** Written exercise **
Transcribe the data in full and exactly, omitting any pictures.

◆ ◆ ◆

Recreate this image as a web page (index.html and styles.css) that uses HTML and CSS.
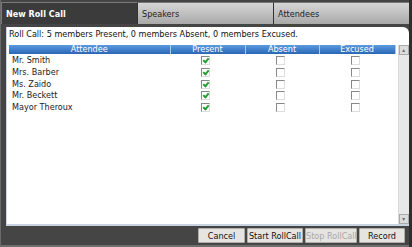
FILE: index.html
```html
<!DOCTYPE html>
<html lang="en">
<head>
    <meta charset="UTF-8">
    <meta name="viewport" content="width=device-width, initial-scale=1.0">
    <title>New Roll Call</title>
    <link rel="stylesheet" href="styles.css">
</head>
<body>
    <div class="frame">
        <div class="tabs">
            <div class="tab active">New Roll Call</div>
            <div class="tab">Speakers</div>
            <div class="tab">Attendees</div>
        </div>

        <div class="panel">
            <div class="summary">Roll Call: 5 members Present, 0 members Absent, 0 members Excused.</div>
            <div class="grid-wrap">
                <table class="grid">
                    <colgroup>
                        <col class="col-name">
                        <col class="col-present">
                        <col class="col-absent">
                        <col class="col-excused">
                    </colgroup>
                    <thead>
                        <tr>
                            <th>Attendee</th>
                            <th>Present</th>
                            <th>Absent</th>
                            <th>Excused</th>
                        </tr>
                    </thead>
                    <tbody>
                        <tr><td>Mr. Smith</td><td><span class="box checked"></span></td><td><span class="box"></span></td><td><span class="box"></span></td></tr>
                        <tr><td>Mrs. Barber</td><td><span class="box checked"></span></td><td><span class="box"></span></td><td><span class="box"></span></td></tr>
                        <tr><td>Ms. Zaido</td><td><span class="box checked"></span></td><td><span class="box"></span></td><td><span class="box"></span></td></tr>
                        <tr><td>Mr. Beckett</td><td><span class="box checked"></span></td><td><span class="box"></span></td><td><span class="box"></span></td></tr>
                        <tr><td>Mayor Theroux</td><td><span class="box checked"></span></td><td><span class="box"></span></td><td><span class="box"></span></td></tr>
                    </tbody>
                </table>
                <div class="scrollbar">
                    <div class="arrow">&#9652;</div>
                    <div class="arrow">&#9662;</div>
                </div>
            </div>
        </div>

        <div class="buttons">
            <button class="btn-cancel">Cancel</button>
            <button class="btn-start">Start RollCall</button>
            <button class="btn-stop" disabled>Stop RollCall</button>
            <button class="btn-record">Record</button>
        </div>
    </div>
</body>
</html>
```

FILE: styles.css
```css
body {
    margin: 0;
    background-color: #2e2e2e;
    font-family: "DejaVu Sans", Verdana, sans-serif;
    font-stretch: condensed;
    font-size: 9px;
}

.frame {
    width: 408px;
    height: 245px;
    background-color: #454545;
    border-left: 1px solid #6a6a6a;
    border-bottom: 2px solid #6e6e6e;
    display: flex;
    flex-direction: column;
}

.tabs {
    display: flex;
    height: 22px;
    margin-top: 2px;
}

.tab {
    flex: 1;
    padding: 6px 4px 0;
    color: #222;
    background: linear-gradient(#d6d6d6, #a9a9a9);
    border-left: 1px solid #333;
    border-top: 1px solid #777;
}

.tab.active {
    background-color: #3b3b3b;
    background-image: none;
    color: white;
    font-weight: bold;
    border-left: 1px solid #7a7a7a;
    border-top: 1px solid #7a7a7a;
}

.panel {
    margin: 3px 0 0 5px;
    height: 197px;
    background-color: white;
    border-top-right-radius: 6px;
    border-bottom: 2px solid #c9d4e2;
    border-left: 1px solid #c9d4e2;
    display: flex;
    flex-direction: column;
}

.summary {
    padding: 2px 0 0 2px;
    height: 15px;
    line-height: 11px;
    color: #111;
}

.grid-wrap {
    display: flex;
    margin: 1px 0 0 2px;
    flex: 1;
}

.grid {
    width: 386px;
    table-layout: fixed;
    border-collapse: collapse;
    align-self: flex-start;
}

.col-name { width: 161px; }
.col-present { width: 75px; }
.col-absent { width: 74px; }
.col-excused { width: 76px; }

.grid th {
    height: 9px;
    padding: 0;
    font-weight: normal;
    color: white;
    line-height: 9px;
    background: linear-gradient(#5b9be0, #2a66b4);
    border-right: 1px solid #a8c8ec;
}

.grid td {
    height: 11.7px;
    padding: 0 0 0 3px;
    color: #222;
    line-height: 11px;
}

.grid tbody tr:first-child td {
    padding-top: 1px;
}

.grid td + td {
    text-align: center;
    padding: 0 4px 0 0;
}

.box {
    display: inline-block;
    width: 7px;
    height: 7px;
    border: 1px solid #888;
    border-right-color: #ddd;
    border-bottom-color: #ddd;
    background: white;
    vertical-align: middle;
    position: relative;
}

.box.checked::after {
    content: "";
    position: absolute;
    left: 2px;
    top: 0;
    width: 2px;
    height: 4px;
    border: solid #22a030;
    border-width: 0 2px 2px 0;
    transform: rotate(40deg);
}

.scrollbar {
    width: 10px;
    margin-left: 2px;
    background-color: #e8e8e8;
    border-left: 1px solid #d8d8d8;
    display: flex;
    flex-direction: column;
    justify-content: space-between;
}

.arrow {
    height: 8px;
    font-size: 6px;
    line-height: 8px;
    text-align: center;
    color: #666;
    background: #dcdcdc;
    border: 1px solid #aaa;
}

.buttons {
    display: flex;
    justify-content: flex-end;
    gap: 2px;
    margin: 2px 4px 0 0;
}

.buttons button {
    height: 15px;
    padding: 0;
    white-space: nowrap;
    font-family: "DejaVu Sans", Verdana, sans-serif;
    font-stretch: condensed;
    font-size: 9px;
    color: #111;
    background-color: #e6e4e0;
    border: 1px solid #b0aea8;
    border-radius: 1px;
}

.btn-cancel { width: 47px; }
.btn-start { width: 56px; }
.btn-stop { width: 52px; }
.btn-record { width: 46px; }

.buttons button:disabled {
    color: #a8a8a8;
}
```
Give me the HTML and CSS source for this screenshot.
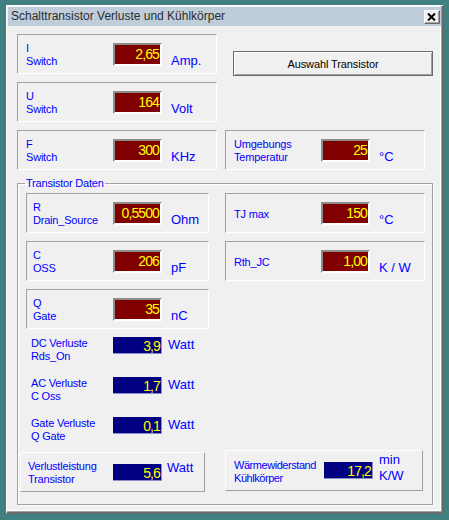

◆ ◆ ◆

** Output for this exercise **
Recreate this image as a web page (index.html and styles.css) that uses HTML and CSS.
FILE: index.html
```html
<!DOCTYPE html>
<html lang="en">
<head>
    <meta charset="UTF-8">
    <meta name="viewport" content="width=device-width, initial-scale=1.0">
    <title>New Roll Call</title>
    <link rel="stylesheet" href="styles.css">
</head>
<body>
    <div class="frame">
        <div class="tabs">
            <div class="tab active">New Roll Call</div>
            <div class="tab">Speakers</div>
            <div class="tab">Attendees</div>
        </div>

        <div class="panel">
            <div class="summary">Roll Call: 5 members Present, 0 members Absent, 0 members Excused.</div>
            <div class="grid-wrap">
                <table class="grid">
                    <colgroup>
                        <col class="col-name">
                        <col class="col-present">
                        <col class="col-absent">
                        <col class="col-excused">
                    </colgroup>
                    <thead>
                        <tr>
                            <th>Attendee</th>
                            <th>Present</th>
                            <th>Absent</th>
                            <th>Excused</th>
                        </tr>
                    </thead>
                    <tbody>
                        <tr><td>Mr. Smith</td><td><span class="box checked"></span></td><td><span class="box"></span></td><td><span class="box"></span></td></tr>
                        <tr><td>Mrs. Barber</td><td><span class="box checked"></span></td><td><span class="box"></span></td><td><span class="box"></span></td></tr>
                        <tr><td>Ms. Zaido</td><td><span class="box checked"></span></td><td><span class="box"></span></td><td><span class="box"></span></td></tr>
                        <tr><td>Mr. Beckett</td><td><span class="box checked"></span></td><td><span class="box"></span></td><td><span class="box"></span></td></tr>
                        <tr><td>Mayor Theroux</td><td><span class="box checked"></span></td><td><span class="box"></span></td><td><span class="box"></span></td></tr>
                    </tbody>
                </table>
                <div class="scrollbar">
                    <div class="arrow">&#9652;</div>
                    <div class="arrow">&#9662;</div>
                </div>
            </div>
        </div>

        <div class="buttons">
            <button class="btn-cancel">Cancel</button>
            <button class="btn-start">Start RollCall</button>
            <button class="btn-stop" disabled>Stop RollCall</button>
            <button class="btn-record">Record</button>
        </div>
    </div>
</body>
</html>
```

FILE: styles.css
```css
body {
    margin: 0;
    background-color: #2e2e2e;
    font-family: "DejaVu Sans", Verdana, sans-serif;
    font-stretch: condensed;
    font-size: 9px;
}

.frame {
    width: 408px;
    height: 245px;
    background-color: #454545;
    border-left: 1px solid #6a6a6a;
    border-bottom: 2px solid #6e6e6e;
    display: flex;
    flex-direction: column;
}

.tabs {
    display: flex;
    height: 22px;
    margin-top: 2px;
}

.tab {
    flex: 1;
    padding: 6px 4px 0;
    color: #222;
    background: linear-gradient(#d6d6d6, #a9a9a9);
    border-left: 1px solid #333;
    border-top: 1px solid #777;
}

.tab.active {
    background-color: #3b3b3b;
    background-image: none;
    color: white;
    font-weight: bold;
    border-left: 1px solid #7a7a7a;
    border-top: 1px solid #7a7a7a;
}

.panel {
    margin: 3px 0 0 5px;
    height: 197px;
    background-color: white;
    border-top-right-radius: 6px;
    border-bottom: 2px solid #c9d4e2;
    border-left: 1px solid #c9d4e2;
    display: flex;
    flex-direction: column;
}

.summary {
    padding: 2px 0 0 2px;
    height: 15px;
    line-height: 11px;
    color: #111;
}

.grid-wrap {
    display: flex;
    margin: 1px 0 0 2px;
    flex: 1;
}

.grid {
    width: 386px;
    table-layout: fixed;
    border-collapse: collapse;
    align-self: flex-start;
}

.col-name { width: 161px; }
.col-present { width: 75px; }
.col-absent { width: 74px; }
.col-excused { width: 76px; }

.grid th {
    height: 9px;
    padding: 0;
    font-weight: normal;
    color: white;
    line-height: 9px;
    background: linear-gradient(#5b9be0, #2a66b4);
    border-right: 1px solid #a8c8ec;
}

.grid td {
    height: 11.7px;
    padding: 0 0 0 3px;
    color: #222;
    line-height: 11px;
}

.grid tbody tr:first-child td {
    padding-top: 1px;
}

.grid td + td {
    text-align: center;
    padding: 0 4px 0 0;
}

.box {
    display: inline-block;
    width: 7px;
    height: 7px;
    border: 1px solid #888;
    border-right-color: #ddd;
    border-bottom-color: #ddd;
    background: white;
    vertical-align: middle;
    position: relative;
}

.box.checked::after {
    content: "";
    position: absolute;
    left: 2px;
    top: 0;
    width: 2px;
    height: 4px;
    border: solid #22a030;
    border-width: 0 2px 2px 0;
    transform: rotate(40deg);
}

.scrollbar {
    width: 10px;
    margin-left: 2px;
    background-color: #e8e8e8;
    border-left: 1px solid #d8d8d8;
    display: flex;
    flex-direction: column;
    justify-content: space-between;
}

.arrow {
    height: 8px;
    font-size: 6px;
    line-height: 8px;
    text-align: center;
    color: #666;
    background: #dcdcdc;
    border: 1px solid #aaa;
}

.buttons {
    display: flex;
    justify-content: flex-end;
    gap: 2px;
    margin: 2px 4px 0 0;
}

.buttons button {
    height: 15px;
    padding: 0;
    white-space: nowrap;
    font-family: "DejaVu Sans", Verdana, sans-serif;
    font-stretch: condensed;
    font-size: 9px;
    color: #111;
    background-color: #e6e4e0;
    border: 1px solid #b0aea8;
    border-radius: 1px;
}

.btn-cancel { width: 47px; }
.btn-start { width: 56px; }
.btn-stop { width: 52px; }
.btn-record { width: 46px; }

.buttons button:disabled {
    color: #a8a8a8;
}
```
Give me the HTML and CSS source for this screenshot.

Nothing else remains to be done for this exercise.